Take Yasuko's lyrics, for example - you'll need the lyric sheet to understand them, but once you have it, there's a lot to discover. At first, her words seem meaningless, just chunks of phonetic clay to sculpt around musical phrases. On that level, they're brilliant, as Yasuko grabs every word she can find and fits it perfectly: "Who wants to be in panic / Bugs are all in pancakes / We are all ecstatic."

Well, maybe you have to hear it. But the lyrics also work on another level: read a little closer, and it's easy to imagine that all the weird and colorful descriptions are part of the same hazy dystopia. Yasuko always seems to be writing about bodies that don't work right ("What would I do if my skin's so green?" she asks) - maybe the lyrics to Bambi's Dilemma could be read as the dreams of a dying person, where the moon is made of plastic and pets don't have faces.

Actually, that's probably not what Melt Banana intended, but the point is that it could be. The lyrics are evocative enough to activate the listener's imagination, and when Yasuko sings, "An earth-size trash can / Where can I get one?" it's hard to avoid the thought that it's an oblique political statement.

Meanwhile, Agata's blend of guitar buzzes, squeals, bleats and pixelated shimmers is just as thrilling as it was five or 10 years ago. The sounds lose some of their "what-the-hell-was-that?" shock value once you see the band live and realize that most of the weird sounds come from pedals and not from anything Agata does to the guitar itself, but that's not the point. The sounds themselves, weird as they are, aren't the source of the thrill - it's the way they're placed unpredictably in a blitzkrieg of sound. Melt Banana's bassist and drummer have more traditional roles than Yasuko or Agata do; the rhythm section's chief virtues are its extreme agility and virtuosity, which allow Yasuko and Agata's weirdness to make the most impact.

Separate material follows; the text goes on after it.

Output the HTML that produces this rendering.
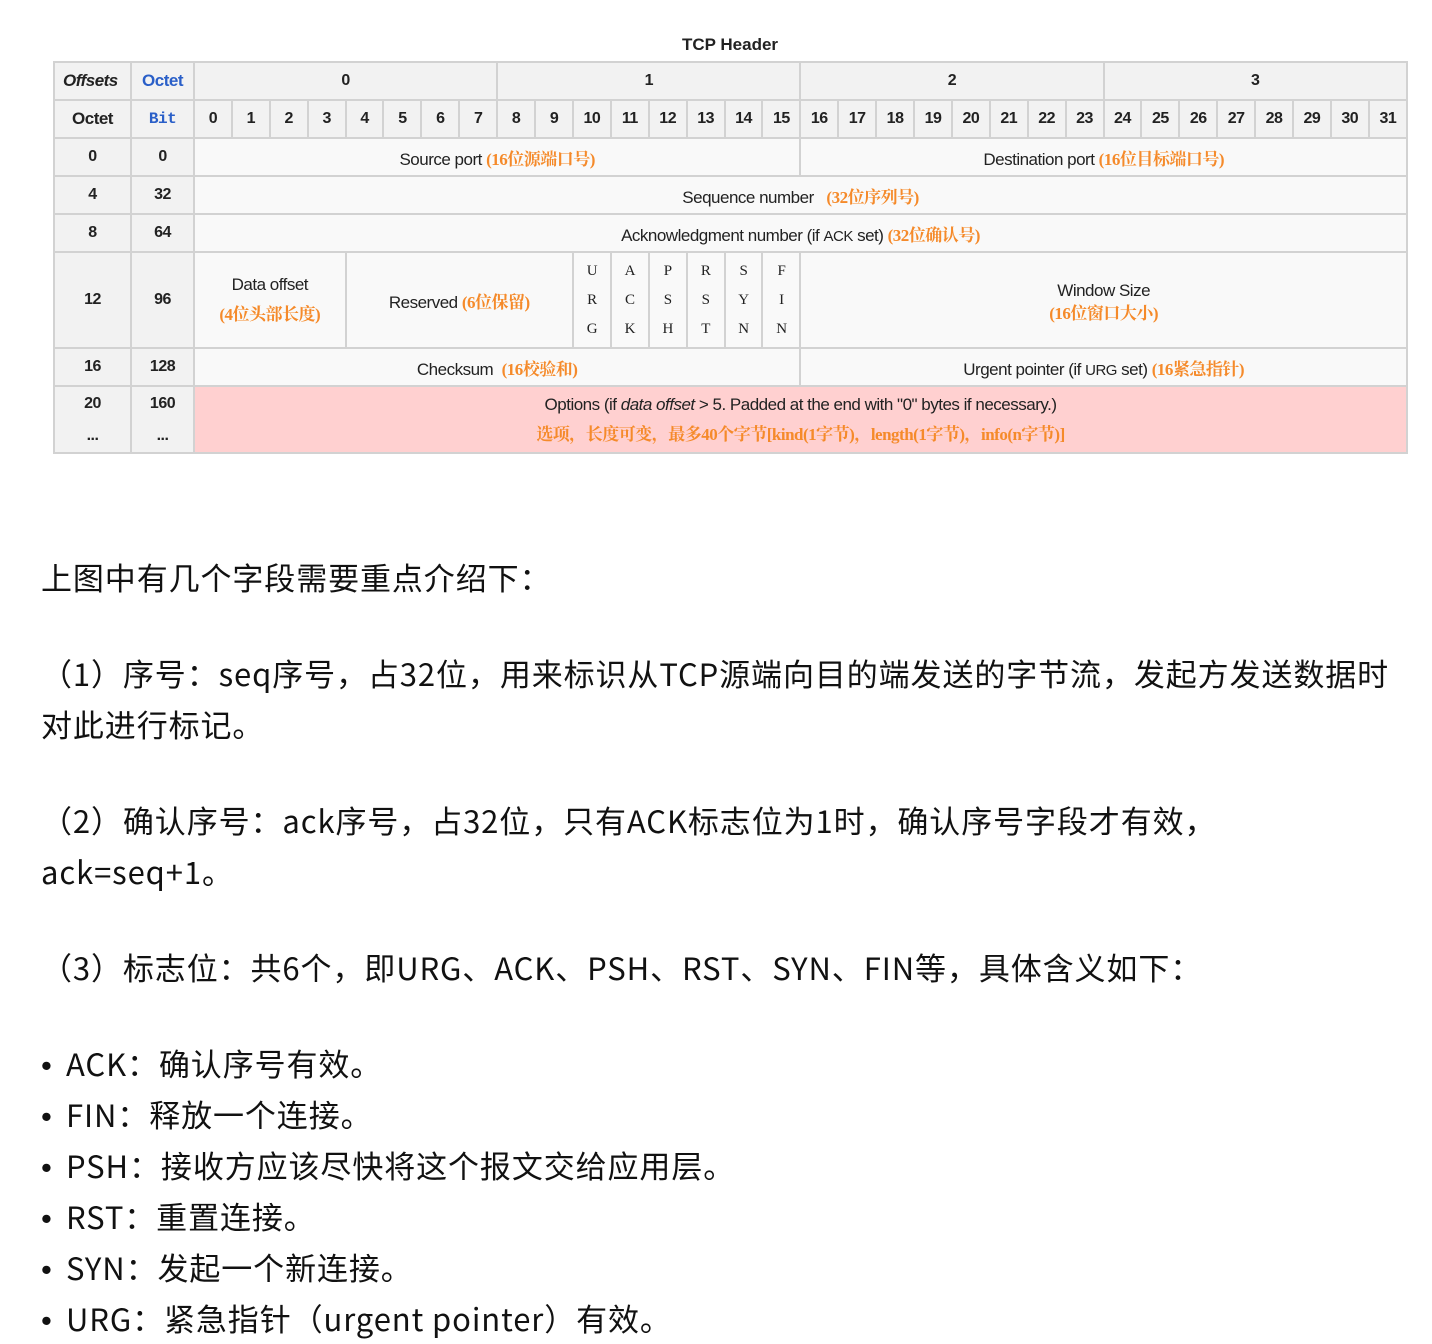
<!DOCTYPE html>
<html><head><meta charset="utf-8"><style>
*{margin:0;padding:0;box-sizing:border-box}
body{width:1432px;height:1344px;background:#fff;position:relative;overflow:hidden;font-family:"Liberation Sans","Noto Sans CJK SC",sans-serif}
.title{position:absolute;left:0;width:1460px;top:35px;text-align:center;font-size:17px;font-weight:bold;color:#222}
table{position:absolute;left:53px;top:61px;border-collapse:collapse;table-layout:fixed;width:1355px;font-size:17px;color:#222}
td{border:2px solid #d2d2d2;text-align:center;vertical-align:middle;background:#f9f9f9;padding:0;overflow:hidden;white-space:nowrap;letter-spacing:-0.5px}
td.h{background:#f2f2f2;font-weight:bold}
.m{font-weight:bold;font-size:16px}
.mono{font-family:"Liberation Mono",monospace;font-weight:bold;font-size:16px}
.b{color:#2a5fc8}
.o{color:#f58a2a;font-family:"Liberation Serif","Noto Serif CJK SC",serif;font-weight:bold}
.pink{background:#ffd0d0}
.fl{font-family:"Liberation Serif",serif;font-size:15px;line-height:29px}
.txt{position:absolute;left:41px;top:551px;font-family:"Noto Sans CJK SC",sans-serif;font-size:31px;color:#111;line-height:51px;white-space:nowrap;letter-spacing:0.9px}
.txt p{margin:0;height:51px;overflow:visible}
.gap{height:45px}
.bl{font-family:"Liberation Sans",sans-serif;display:inline-block;width:25px;line-height:1}
</style></head><body>
<div class="title">TCP Header</div>
<table>
<colgroup><col style="width:77px"><col style="width:63px">
<col span="32" style="width:37.9px"></colgroup>
<tr style="height:38px"><td class="h" style="text-align:left;padding-left:8px"><i>Offsets</i></td><td class="h b" style="border-bottom:none">Octet</td>
<td class="h m" colspan="8">0</td><td class="h m" colspan="8">1</td><td class="h m" colspan="8">2</td><td class="h m" colspan="8">3</td></tr>
<tr style="height:38px"><td class="h">Octet</td><td class="h mono b">Bit</td>
<td class="h m">0</td><td class="h m">1</td><td class="h m">2</td><td class="h m">3</td><td class="h m">4</td><td class="h m">5</td><td class="h m">6</td><td class="h m">7</td><td class="h m">8</td><td class="h m">9</td><td class="h m">10</td><td class="h m">11</td><td class="h m">12</td><td class="h m">13</td><td class="h m">14</td><td class="h m">15</td><td class="h m">16</td><td class="h m">17</td><td class="h m">18</td><td class="h m">19</td><td class="h m">20</td><td class="h m">21</td><td class="h m">22</td><td class="h m">23</td><td class="h m">24</td><td class="h m">25</td><td class="h m">26</td><td class="h m">27</td><td class="h m">28</td><td class="h m">29</td><td class="h m">30</td><td class="h m">31</td></tr>
<tr style="height:38px"><td class="h m">0</td><td class="h m">0</td><td colspan="16">Source port <span class="o">(16位源端口号)</span></td><td colspan="16">Destination port <span class="o">(16位目标端口号)</span></td></tr>
<tr style="height:38px"><td class="h m">4</td><td class="h m">32</td><td colspan="32">Sequence number &nbsp; <span class="o">(32位序列号)</span></td></tr>
<tr style="height:38px"><td class="h m">8</td><td class="h m">64</td><td colspan="32">Acknowledgment number (if <span style="font-size:15px">ACK</span> set) <span class="o">(32位确认号)</span></td></tr>
<tr style="height:96px"><td class="h m">12</td><td class="h m">96</td><td colspan="4" style="line-height:30px">Data offset<br><span class="o">(4位头部长度)</span></td><td colspan="6">Reserved <span class="o">(6位保留)</span></td>
<td class="fl">U<br>R<br>G</td><td class="fl">A<br>C<br>K</td><td class="fl">P<br>S<br>H</td><td class="fl">R<br>S<br>T</td><td class="fl">S<br>Y<br>N</td><td class="fl">F<br>I<br>N</td>
<td colspan="16" style="line-height:23px;padding-top:4px">Window Size<br><span class="o">(16位窗口大小)</span></td></tr>
<tr style="height:38px"><td class="h m">16</td><td class="h m">128</td><td colspan="16">Checksum &nbsp;<span class="o">(16校验和)</span></td><td colspan="16">Urgent pointer (if <span style="font-size:15px">URG</span> set) <span class="o">(16紧急指针)</span></td></tr>
<tr style="height:67px"><td class="h m" style="line-height:32px">20<br>...</td><td class="h m" style="line-height:32px">160<br>...</td><td colspan="32" class="pink" style="line-height:30px">Options (if <i>data offset</i> &gt; 5. Padded at the end with "0" bytes if necessary.)<br><span class="o">选项，长度可变，最多40个字节[kind(1字节)，length(1字节)，info(n字节)]</span></td></tr>
</table>
<div class="txt">
<p>上图中有几个字段需要重点介绍下：</p>
<div class="gap"></div>
<p>（1）序号：seq序号，占32位，用来标识从TCP源端向目的端发送的字节流，发起方发送数据时</p>
<p>对此进行标记。</p>
<div class="gap"></div>
<p>（2）确认序号：ack序号，占32位，只有ACK标志位为1时，确认序号字段才有效，</p>
<p>ack=seq+1。</p>
<div class="gap"></div>
<p>（3）标志位：共6个，即URG、ACK、PSH、RST、SYN、FIN等，具体含义如下：</p>
<div class="gap"></div>
<p><span class="bl">•</span>ACK：确认序号有效。</p>
<p><span class="bl">•</span>FIN：释放一个连接。</p>
<p><span class="bl">•</span>PSH：接收方应该尽快将这个报文交给应用层。</p>
<p><span class="bl">•</span>RST：重置连接。</p>
<p><span class="bl">•</span>SYN：发起一个新连接。</p>
<p><span class="bl">•</span>URG：紧急指针（urgent pointer）有效。</p>
</div>
</body></html>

What finally separates Melt Banana from those bands on American Hardcore is that the latter attempted to shock audiences with the newness of their form - they aimed to dislocate listeners with pure speed and adrenaline. That form isn't new anymore; it calcified quickly. But Melt Banana manage to inflict a similar sort of shock with rapid-fire changes, weird sounds and labyrinthine lyrics. In that sense, they're really a 21st-century hardcore band. In fact, they were 21st-century well before the 21st century even started.